_Objective_
Count how many lines in the material below hold the word "components"; the reply is that number alone.

_Material for the task_

▬▬▬

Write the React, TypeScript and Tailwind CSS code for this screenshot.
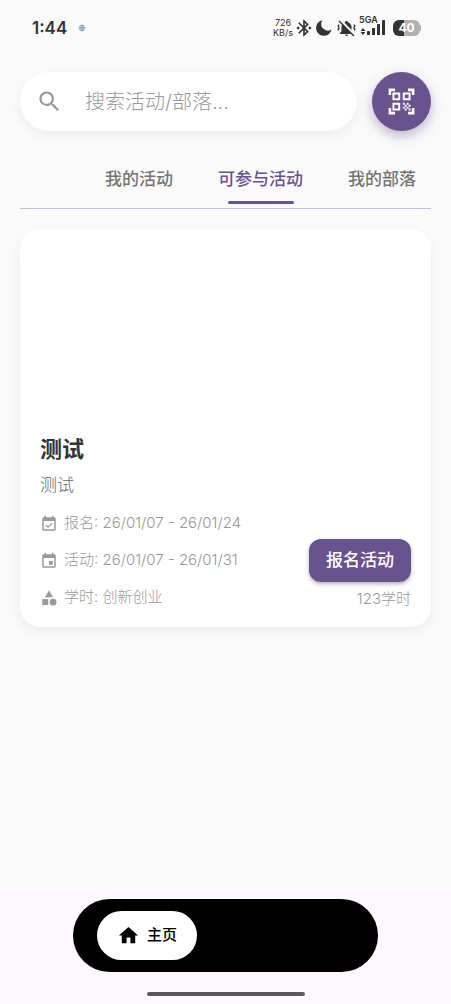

▬▬▬

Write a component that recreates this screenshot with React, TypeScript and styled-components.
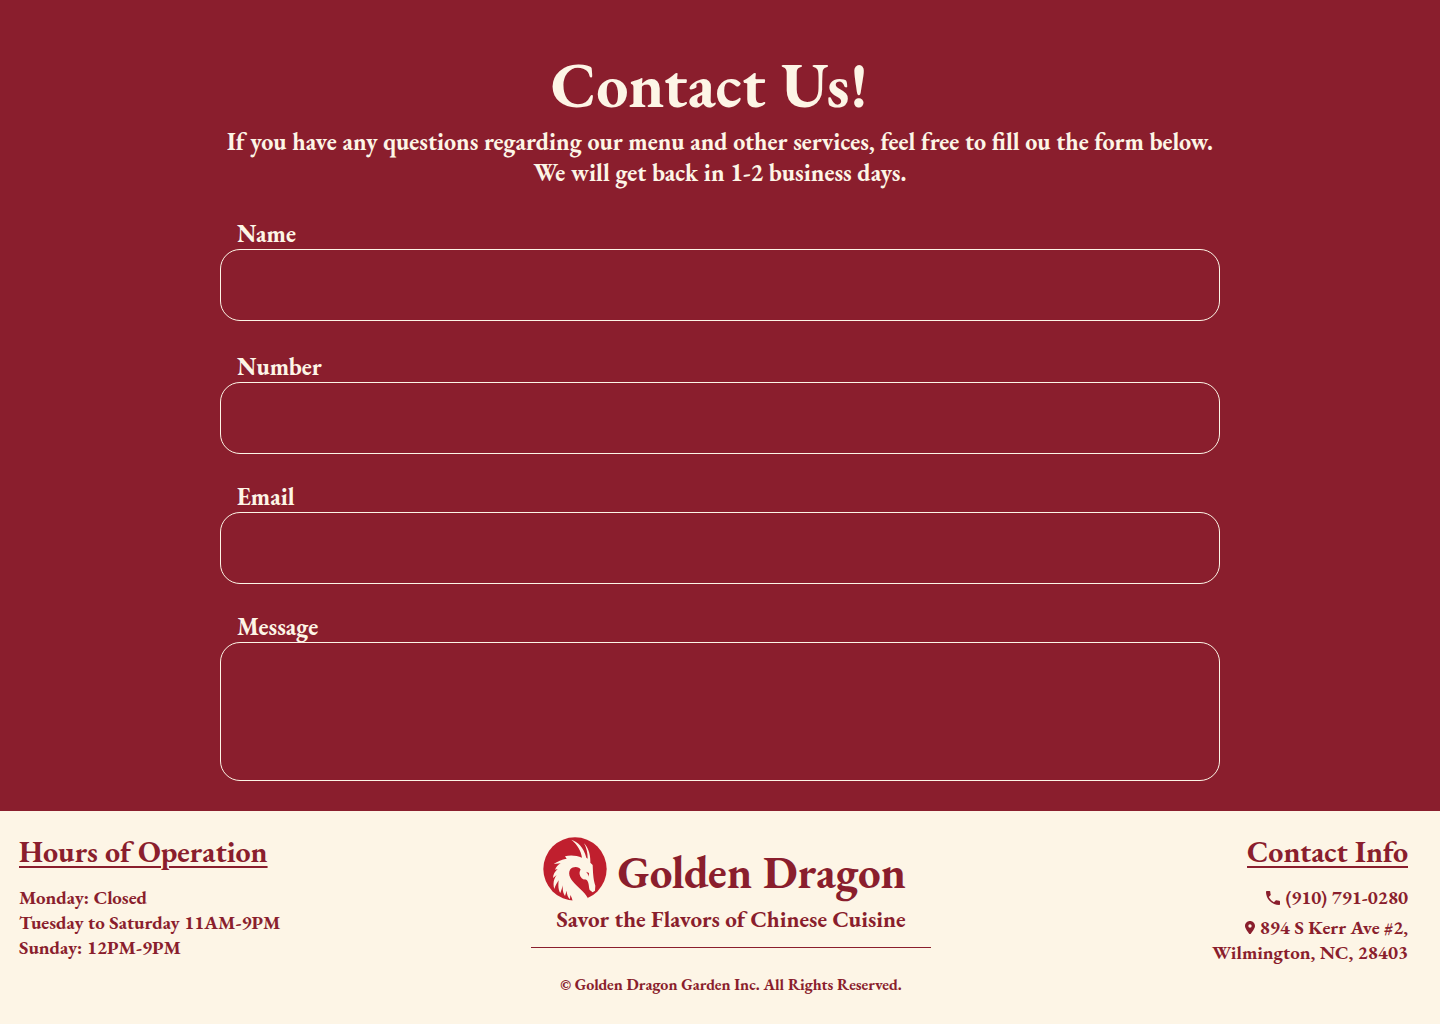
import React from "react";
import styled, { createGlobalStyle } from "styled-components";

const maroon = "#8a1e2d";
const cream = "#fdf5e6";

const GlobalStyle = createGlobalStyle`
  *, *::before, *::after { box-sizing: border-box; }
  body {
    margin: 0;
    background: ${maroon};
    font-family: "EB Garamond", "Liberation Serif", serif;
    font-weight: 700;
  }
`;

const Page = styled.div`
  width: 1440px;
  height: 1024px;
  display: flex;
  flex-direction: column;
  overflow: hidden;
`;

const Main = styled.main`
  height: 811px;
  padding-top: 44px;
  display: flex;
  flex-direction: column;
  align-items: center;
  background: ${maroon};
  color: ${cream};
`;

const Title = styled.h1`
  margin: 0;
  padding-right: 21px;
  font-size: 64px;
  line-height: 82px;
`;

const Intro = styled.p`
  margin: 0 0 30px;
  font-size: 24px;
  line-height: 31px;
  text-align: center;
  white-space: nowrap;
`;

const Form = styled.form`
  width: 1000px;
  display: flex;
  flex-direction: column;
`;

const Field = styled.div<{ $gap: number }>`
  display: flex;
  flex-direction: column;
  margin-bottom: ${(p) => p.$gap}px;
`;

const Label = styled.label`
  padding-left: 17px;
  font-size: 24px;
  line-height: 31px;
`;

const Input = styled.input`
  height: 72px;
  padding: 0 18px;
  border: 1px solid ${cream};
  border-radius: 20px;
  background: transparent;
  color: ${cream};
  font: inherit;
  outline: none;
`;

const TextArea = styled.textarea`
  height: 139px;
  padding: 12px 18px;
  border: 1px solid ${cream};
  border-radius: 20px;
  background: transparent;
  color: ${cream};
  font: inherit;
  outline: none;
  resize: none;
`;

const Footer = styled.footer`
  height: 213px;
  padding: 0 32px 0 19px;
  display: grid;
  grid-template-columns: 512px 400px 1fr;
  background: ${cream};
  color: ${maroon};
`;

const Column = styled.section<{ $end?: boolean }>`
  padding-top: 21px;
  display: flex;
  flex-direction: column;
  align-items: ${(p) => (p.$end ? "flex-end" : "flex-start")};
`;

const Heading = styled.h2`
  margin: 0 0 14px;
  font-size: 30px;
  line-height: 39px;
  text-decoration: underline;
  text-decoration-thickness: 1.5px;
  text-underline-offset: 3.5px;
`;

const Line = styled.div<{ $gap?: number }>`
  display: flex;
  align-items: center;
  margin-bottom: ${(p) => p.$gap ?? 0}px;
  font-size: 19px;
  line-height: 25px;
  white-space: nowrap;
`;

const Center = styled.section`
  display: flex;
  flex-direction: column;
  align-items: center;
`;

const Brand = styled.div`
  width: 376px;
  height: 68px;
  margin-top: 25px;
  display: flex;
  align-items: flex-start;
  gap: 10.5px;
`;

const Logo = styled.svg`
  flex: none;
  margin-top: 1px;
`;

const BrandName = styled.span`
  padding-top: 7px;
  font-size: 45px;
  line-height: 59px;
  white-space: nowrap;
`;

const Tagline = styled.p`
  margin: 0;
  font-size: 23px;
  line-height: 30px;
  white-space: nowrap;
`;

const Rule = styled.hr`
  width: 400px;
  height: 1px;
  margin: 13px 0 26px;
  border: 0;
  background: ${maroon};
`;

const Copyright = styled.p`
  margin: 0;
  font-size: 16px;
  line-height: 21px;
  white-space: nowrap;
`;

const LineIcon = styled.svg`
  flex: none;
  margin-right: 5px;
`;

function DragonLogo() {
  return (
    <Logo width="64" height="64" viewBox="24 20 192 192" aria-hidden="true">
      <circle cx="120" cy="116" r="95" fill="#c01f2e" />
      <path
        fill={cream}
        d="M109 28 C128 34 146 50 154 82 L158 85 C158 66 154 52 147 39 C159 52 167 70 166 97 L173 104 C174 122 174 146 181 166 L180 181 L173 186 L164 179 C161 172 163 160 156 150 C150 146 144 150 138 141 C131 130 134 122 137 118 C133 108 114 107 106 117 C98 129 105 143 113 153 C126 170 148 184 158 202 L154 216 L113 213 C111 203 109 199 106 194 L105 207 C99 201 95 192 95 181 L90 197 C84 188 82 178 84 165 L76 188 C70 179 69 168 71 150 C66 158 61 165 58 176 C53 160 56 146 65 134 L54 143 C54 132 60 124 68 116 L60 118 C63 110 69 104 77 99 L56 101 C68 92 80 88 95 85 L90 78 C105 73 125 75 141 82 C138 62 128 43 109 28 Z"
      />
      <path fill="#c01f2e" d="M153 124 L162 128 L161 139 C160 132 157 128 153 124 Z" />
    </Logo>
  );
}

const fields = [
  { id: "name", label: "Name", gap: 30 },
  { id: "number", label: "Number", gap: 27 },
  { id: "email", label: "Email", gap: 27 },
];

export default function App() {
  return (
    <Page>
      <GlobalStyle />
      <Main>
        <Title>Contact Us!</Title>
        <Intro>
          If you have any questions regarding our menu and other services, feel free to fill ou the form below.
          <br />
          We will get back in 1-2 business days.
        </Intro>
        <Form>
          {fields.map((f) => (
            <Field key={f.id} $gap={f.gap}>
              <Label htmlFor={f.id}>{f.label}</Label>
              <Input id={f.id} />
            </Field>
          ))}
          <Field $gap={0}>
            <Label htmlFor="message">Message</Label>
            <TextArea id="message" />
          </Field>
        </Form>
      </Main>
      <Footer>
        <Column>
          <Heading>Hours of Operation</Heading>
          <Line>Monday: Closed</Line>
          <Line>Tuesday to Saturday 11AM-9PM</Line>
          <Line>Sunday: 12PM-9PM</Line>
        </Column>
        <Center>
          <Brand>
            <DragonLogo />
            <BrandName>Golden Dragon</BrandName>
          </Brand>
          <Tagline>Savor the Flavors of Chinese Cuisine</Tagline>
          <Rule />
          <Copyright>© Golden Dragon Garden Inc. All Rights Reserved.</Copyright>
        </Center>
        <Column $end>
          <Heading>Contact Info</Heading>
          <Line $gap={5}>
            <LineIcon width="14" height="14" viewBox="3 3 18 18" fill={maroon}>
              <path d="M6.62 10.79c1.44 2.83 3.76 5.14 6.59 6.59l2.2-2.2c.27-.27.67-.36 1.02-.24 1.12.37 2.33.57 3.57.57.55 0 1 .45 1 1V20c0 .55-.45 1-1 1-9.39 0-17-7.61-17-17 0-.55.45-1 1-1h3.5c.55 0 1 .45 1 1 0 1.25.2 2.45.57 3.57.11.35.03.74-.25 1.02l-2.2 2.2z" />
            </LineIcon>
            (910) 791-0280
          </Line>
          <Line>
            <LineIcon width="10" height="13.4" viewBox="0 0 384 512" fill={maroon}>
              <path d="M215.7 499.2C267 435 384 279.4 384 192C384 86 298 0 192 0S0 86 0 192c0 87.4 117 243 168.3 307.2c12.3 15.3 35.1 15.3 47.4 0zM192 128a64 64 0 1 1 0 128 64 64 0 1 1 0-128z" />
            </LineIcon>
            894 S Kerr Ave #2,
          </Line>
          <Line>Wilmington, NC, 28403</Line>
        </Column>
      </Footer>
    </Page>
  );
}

▬▬▬

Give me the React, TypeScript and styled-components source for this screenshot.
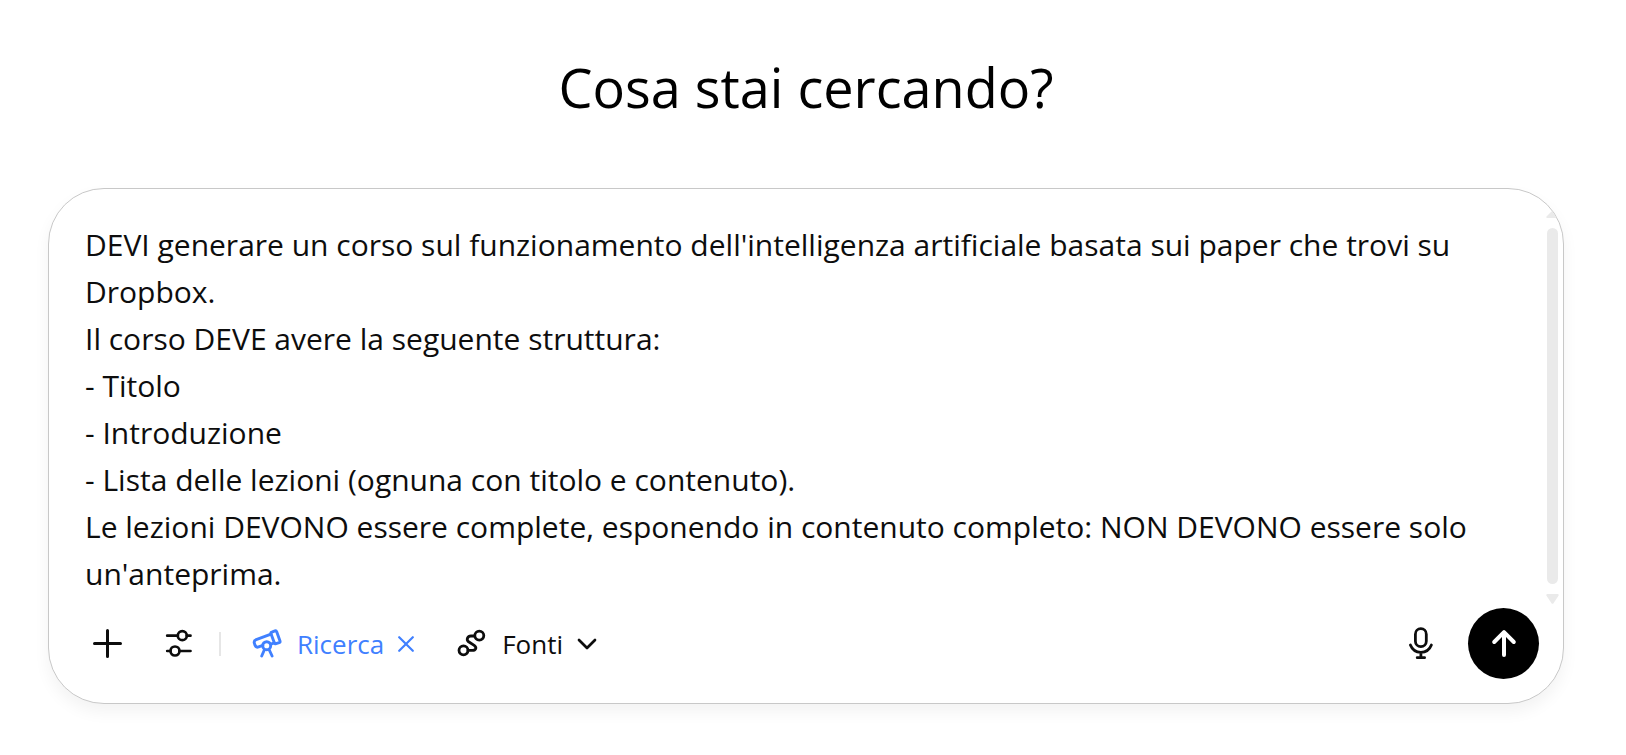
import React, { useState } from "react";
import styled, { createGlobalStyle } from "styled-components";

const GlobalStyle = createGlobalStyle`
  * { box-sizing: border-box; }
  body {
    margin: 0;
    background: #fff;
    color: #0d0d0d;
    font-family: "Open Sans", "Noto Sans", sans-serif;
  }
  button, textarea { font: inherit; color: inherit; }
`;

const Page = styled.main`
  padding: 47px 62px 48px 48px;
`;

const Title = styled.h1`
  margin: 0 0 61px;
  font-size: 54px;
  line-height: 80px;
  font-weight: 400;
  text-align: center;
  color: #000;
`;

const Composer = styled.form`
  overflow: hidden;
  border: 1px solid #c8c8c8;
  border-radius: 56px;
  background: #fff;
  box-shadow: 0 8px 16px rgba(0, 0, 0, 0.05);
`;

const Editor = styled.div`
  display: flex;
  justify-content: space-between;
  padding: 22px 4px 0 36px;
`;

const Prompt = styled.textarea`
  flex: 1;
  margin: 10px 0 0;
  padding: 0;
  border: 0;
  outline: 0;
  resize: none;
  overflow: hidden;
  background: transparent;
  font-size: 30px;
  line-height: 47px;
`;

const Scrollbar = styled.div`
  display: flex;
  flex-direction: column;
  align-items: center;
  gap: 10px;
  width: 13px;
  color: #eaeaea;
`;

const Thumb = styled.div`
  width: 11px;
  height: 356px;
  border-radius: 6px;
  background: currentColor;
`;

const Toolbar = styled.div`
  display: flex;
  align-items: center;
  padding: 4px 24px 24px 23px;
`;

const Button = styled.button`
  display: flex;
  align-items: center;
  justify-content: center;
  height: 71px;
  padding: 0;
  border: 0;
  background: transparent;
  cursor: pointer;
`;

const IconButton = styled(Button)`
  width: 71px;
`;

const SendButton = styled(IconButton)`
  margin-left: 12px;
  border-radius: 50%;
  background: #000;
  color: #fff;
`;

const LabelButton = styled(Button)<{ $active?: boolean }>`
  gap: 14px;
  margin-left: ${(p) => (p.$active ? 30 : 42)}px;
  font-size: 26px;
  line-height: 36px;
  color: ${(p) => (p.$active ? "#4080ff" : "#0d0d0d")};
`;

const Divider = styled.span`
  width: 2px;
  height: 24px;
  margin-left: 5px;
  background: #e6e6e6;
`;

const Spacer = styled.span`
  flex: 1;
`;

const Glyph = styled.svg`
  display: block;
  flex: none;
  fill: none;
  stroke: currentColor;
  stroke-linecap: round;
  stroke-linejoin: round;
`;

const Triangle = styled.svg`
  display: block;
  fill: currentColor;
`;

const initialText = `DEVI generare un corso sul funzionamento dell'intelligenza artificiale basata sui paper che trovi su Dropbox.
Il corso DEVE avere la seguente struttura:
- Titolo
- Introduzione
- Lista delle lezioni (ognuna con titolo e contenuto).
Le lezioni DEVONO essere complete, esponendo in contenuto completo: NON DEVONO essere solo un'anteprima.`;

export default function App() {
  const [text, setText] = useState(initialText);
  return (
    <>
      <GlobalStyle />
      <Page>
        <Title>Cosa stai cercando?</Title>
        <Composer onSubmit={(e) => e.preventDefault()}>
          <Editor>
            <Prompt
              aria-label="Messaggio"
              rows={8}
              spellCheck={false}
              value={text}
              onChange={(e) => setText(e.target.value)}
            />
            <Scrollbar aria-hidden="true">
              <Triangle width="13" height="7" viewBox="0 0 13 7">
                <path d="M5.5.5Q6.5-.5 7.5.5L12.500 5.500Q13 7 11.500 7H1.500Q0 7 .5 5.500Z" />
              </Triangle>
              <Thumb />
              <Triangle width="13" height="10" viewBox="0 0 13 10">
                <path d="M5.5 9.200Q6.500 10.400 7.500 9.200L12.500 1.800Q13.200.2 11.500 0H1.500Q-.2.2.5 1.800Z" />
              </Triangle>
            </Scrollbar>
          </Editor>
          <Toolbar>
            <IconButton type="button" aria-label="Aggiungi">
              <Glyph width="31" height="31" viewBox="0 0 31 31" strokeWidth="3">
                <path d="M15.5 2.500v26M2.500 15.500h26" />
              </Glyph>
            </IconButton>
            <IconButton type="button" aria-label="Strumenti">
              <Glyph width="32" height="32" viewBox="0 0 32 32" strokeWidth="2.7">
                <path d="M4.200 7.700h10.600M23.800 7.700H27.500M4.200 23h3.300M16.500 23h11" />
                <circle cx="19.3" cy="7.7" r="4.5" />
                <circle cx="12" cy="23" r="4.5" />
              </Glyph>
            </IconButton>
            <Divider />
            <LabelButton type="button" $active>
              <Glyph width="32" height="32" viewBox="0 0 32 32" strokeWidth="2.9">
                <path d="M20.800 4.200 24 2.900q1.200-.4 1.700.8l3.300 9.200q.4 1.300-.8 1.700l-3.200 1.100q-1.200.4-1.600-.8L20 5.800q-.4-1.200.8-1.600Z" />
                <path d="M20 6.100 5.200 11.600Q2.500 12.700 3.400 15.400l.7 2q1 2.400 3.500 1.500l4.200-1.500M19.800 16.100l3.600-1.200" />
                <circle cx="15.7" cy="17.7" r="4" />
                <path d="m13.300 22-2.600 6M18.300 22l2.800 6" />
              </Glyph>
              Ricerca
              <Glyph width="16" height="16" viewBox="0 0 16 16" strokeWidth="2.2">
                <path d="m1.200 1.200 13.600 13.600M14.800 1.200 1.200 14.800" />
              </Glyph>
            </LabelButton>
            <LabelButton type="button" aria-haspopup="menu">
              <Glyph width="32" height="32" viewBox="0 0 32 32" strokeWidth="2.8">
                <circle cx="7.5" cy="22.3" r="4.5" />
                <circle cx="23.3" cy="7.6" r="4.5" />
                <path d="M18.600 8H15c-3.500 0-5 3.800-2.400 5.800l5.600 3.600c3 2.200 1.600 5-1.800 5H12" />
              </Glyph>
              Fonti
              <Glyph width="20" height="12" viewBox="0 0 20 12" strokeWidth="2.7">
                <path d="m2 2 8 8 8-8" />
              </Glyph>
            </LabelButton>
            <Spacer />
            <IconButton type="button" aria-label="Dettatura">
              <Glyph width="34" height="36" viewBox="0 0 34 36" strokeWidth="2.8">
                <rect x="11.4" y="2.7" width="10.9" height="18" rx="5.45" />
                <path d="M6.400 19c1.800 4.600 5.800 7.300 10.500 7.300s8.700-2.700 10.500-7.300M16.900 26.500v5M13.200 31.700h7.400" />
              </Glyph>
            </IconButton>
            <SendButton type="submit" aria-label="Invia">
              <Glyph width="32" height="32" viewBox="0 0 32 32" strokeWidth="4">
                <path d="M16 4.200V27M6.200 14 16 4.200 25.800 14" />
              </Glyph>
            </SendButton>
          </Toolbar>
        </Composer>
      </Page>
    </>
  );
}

▬▬▬

_Finished answer_
4